Visa has warned that new European rules on e-commerce threaten to seriously disrupt online shopping and inconvenience consumers.
The European Banking Authority has brought forward proposals for how it will implement what is called strong customer authentication. The plans include a “one size fits all” approach where every online transaction over €10 will require additional steps at checkout such as entering passwords, codes or using a card reader.
Independent consumer research carried out in five European countries on behalf of Visa demonstrates the potential impact of the changes.
In practical terms, the proposals would mean:
- No more express online checkouts. This includes one-click checkouts even at online retailers where consumers shop regularly, and no more fast, automatic in-app payments where cards are already stored. Visa estimates that half of all European consumer e-commerce would be impacted. The survey found that almost two-thirds (61%) would abandon purchases if more steps were added to the checkout and payment process when shopping online.
- Reduced access to online shopping outside Europe. The proposals mean that international websites will have to follow the new European rules or purchases will be automatically declined. Visa estimates that payments totalling more than €6bn could be impacted, representing two-thirds of all European transactions on international websites. The survey shows that 51% of people currently shop online from retailers outside the EU.

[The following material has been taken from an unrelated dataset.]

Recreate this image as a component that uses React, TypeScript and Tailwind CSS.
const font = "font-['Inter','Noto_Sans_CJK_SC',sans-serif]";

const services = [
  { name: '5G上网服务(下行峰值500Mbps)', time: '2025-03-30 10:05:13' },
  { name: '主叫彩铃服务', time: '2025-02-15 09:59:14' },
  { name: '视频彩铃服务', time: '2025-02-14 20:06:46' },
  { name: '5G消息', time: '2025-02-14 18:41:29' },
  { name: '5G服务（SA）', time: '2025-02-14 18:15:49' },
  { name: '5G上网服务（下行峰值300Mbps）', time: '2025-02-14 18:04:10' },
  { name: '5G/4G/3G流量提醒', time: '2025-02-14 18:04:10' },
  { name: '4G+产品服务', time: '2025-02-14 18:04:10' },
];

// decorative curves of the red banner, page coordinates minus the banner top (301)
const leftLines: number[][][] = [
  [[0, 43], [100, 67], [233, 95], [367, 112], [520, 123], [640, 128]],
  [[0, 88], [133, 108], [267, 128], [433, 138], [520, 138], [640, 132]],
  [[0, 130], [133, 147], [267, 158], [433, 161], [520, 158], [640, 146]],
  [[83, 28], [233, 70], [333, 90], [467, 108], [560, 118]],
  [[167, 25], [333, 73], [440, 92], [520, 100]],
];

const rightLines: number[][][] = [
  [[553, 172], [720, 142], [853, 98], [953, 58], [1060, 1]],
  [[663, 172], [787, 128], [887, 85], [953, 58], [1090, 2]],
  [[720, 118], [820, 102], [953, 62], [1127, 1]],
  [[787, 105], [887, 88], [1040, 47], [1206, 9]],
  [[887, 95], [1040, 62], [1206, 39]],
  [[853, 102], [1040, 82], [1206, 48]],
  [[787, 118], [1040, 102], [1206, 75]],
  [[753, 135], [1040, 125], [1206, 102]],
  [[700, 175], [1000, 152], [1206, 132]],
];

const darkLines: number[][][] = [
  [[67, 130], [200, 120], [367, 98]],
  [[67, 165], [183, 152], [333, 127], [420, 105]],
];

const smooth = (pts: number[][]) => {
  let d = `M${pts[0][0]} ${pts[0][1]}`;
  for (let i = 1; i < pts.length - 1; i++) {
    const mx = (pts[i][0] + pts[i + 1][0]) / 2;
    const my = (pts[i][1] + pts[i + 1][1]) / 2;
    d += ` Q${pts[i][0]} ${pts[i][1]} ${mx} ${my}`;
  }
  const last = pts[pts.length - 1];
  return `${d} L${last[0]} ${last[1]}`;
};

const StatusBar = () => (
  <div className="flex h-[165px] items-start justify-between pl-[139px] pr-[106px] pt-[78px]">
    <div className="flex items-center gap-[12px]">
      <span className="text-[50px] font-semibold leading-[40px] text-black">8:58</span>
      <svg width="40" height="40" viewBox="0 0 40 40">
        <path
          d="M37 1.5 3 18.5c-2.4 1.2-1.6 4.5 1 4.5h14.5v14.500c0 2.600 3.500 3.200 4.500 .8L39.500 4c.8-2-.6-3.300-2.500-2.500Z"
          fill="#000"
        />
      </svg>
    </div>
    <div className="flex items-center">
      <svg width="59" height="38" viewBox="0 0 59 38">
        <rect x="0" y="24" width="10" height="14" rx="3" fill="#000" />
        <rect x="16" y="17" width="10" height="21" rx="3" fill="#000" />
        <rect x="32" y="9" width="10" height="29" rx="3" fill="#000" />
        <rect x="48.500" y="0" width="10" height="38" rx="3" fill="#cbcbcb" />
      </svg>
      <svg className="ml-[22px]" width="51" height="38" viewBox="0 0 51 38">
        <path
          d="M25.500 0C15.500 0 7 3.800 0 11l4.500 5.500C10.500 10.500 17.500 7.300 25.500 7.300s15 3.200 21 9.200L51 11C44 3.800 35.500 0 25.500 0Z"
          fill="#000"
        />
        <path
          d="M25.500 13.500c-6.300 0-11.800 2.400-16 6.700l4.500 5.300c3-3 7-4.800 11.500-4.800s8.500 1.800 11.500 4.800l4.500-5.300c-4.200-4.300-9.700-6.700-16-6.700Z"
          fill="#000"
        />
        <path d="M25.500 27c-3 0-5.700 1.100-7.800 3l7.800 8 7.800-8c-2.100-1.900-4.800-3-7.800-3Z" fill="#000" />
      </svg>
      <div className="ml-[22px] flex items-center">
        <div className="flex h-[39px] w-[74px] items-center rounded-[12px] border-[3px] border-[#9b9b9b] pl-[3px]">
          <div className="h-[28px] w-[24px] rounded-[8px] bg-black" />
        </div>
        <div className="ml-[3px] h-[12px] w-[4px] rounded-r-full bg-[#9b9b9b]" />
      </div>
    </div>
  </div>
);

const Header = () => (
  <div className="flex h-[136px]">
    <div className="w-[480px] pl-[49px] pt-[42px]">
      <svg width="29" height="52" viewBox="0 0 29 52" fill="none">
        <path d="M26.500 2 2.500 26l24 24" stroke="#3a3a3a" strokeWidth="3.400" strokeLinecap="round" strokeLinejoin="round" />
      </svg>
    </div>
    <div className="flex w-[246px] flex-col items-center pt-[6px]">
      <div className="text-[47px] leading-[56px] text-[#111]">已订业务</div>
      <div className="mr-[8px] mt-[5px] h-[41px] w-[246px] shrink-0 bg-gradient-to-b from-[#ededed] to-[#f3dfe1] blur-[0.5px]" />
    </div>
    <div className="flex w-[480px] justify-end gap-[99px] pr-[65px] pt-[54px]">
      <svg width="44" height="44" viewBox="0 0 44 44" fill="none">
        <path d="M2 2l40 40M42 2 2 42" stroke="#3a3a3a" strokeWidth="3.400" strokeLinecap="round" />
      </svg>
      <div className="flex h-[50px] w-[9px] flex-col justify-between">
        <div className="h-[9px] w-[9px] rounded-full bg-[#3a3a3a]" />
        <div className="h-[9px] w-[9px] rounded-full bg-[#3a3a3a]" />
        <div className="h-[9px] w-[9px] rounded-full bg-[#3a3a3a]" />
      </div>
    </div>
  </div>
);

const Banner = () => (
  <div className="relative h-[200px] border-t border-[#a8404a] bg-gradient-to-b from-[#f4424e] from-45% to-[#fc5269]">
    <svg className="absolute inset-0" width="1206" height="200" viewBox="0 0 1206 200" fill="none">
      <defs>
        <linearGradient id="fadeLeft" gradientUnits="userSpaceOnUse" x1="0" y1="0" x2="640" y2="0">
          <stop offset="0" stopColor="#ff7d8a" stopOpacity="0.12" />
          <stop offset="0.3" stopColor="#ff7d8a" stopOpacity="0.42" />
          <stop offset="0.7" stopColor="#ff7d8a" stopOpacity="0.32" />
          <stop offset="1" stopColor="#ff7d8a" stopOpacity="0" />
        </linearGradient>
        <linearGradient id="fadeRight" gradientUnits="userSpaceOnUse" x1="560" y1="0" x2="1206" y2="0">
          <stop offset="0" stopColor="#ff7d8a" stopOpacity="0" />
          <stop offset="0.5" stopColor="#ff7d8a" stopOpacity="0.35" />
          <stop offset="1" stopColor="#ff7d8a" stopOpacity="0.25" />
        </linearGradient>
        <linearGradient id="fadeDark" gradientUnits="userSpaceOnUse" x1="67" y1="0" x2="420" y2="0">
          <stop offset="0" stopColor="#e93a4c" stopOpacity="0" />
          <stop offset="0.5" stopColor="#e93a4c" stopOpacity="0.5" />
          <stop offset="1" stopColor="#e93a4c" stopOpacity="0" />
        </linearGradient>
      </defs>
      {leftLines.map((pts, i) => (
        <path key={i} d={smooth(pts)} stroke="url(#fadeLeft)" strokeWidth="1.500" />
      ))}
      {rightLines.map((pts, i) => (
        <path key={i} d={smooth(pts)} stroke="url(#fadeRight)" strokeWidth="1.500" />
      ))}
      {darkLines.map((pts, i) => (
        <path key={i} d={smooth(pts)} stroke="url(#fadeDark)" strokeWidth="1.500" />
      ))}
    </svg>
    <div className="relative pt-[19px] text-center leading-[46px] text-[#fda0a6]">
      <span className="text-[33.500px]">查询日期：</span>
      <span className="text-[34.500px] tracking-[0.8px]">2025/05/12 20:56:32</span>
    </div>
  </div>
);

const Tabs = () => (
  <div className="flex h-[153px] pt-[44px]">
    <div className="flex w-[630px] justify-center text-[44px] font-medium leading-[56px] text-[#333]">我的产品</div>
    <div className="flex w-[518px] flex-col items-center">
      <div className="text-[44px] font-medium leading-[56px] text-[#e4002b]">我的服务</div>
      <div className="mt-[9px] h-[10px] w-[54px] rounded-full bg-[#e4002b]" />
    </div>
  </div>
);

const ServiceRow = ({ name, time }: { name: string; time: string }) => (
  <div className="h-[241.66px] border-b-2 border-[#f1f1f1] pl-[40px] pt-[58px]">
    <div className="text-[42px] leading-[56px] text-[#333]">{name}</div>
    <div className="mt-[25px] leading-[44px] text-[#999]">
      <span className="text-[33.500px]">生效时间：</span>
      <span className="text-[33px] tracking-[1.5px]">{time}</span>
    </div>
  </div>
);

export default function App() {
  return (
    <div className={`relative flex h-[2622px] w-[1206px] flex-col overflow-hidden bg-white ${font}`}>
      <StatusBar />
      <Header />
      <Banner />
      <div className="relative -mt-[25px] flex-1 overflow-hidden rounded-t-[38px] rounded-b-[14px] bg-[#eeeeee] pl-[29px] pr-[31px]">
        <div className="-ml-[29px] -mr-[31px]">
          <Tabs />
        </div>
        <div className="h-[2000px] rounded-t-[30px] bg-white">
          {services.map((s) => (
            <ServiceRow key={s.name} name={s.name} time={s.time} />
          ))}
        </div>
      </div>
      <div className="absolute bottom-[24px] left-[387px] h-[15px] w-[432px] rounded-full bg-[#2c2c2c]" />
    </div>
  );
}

- Longer queues and issues using cards at places like toll booths and parking where PINs are not required today. In France alone, this would impact over 500 million journeys a year.
Peter Bayley, Chief Risk Officer, Europe at Visa, said: “These new proposals threaten to seriously disrupt the way we all shop online. The plans will bring a host of complications and inconveniences including more declined transactions and longer and more complicated checkout experiences with little if any benefit to consumers.
“We completely support strong security measures. However, managing payments is always about balancing security with convenience. The planned one size fits all approach tips the balance too far one way, making it difficult for consumers to make purchases wherever, whenever and on whatever device they want. It will annoy consumers and damage businesses’ potential to sell their goods and services.
“E-commerce has been a European success story in a time of weak overall economic growth but this initiative threatens to slow that growth and reduce the competitiveness of European businesses against competitors from other parts of the globe.”
The EBA will publish its final proposed standards on 12 January 2017. These standards are in response to the requirements of the Payment Services Directive which mandates SCA for all electronic payments.
Bayley adds: “All of this inconvenience comes with no evidence that it will actually reduce fraud. We have a system today that works, based on an approach we call risk-based authentication. This enables intelligent decisions about whether a particular purchase is low risk taking into account things like the device that’s being used and previous shopping patterns.
“Fraud on Visa cards today is low, tracking at about 5 cents in every €100 spent. And consumers are protected from fraud losses anyway – all the risk is taken by the merchants and banks who, together with Visa, have already implemented a number of security measures to prevent fraudulent online purchases. They are prepared to accept that risk to give a seamless experience to their customers as they know this makes sales more likely and it’s what people now expect.”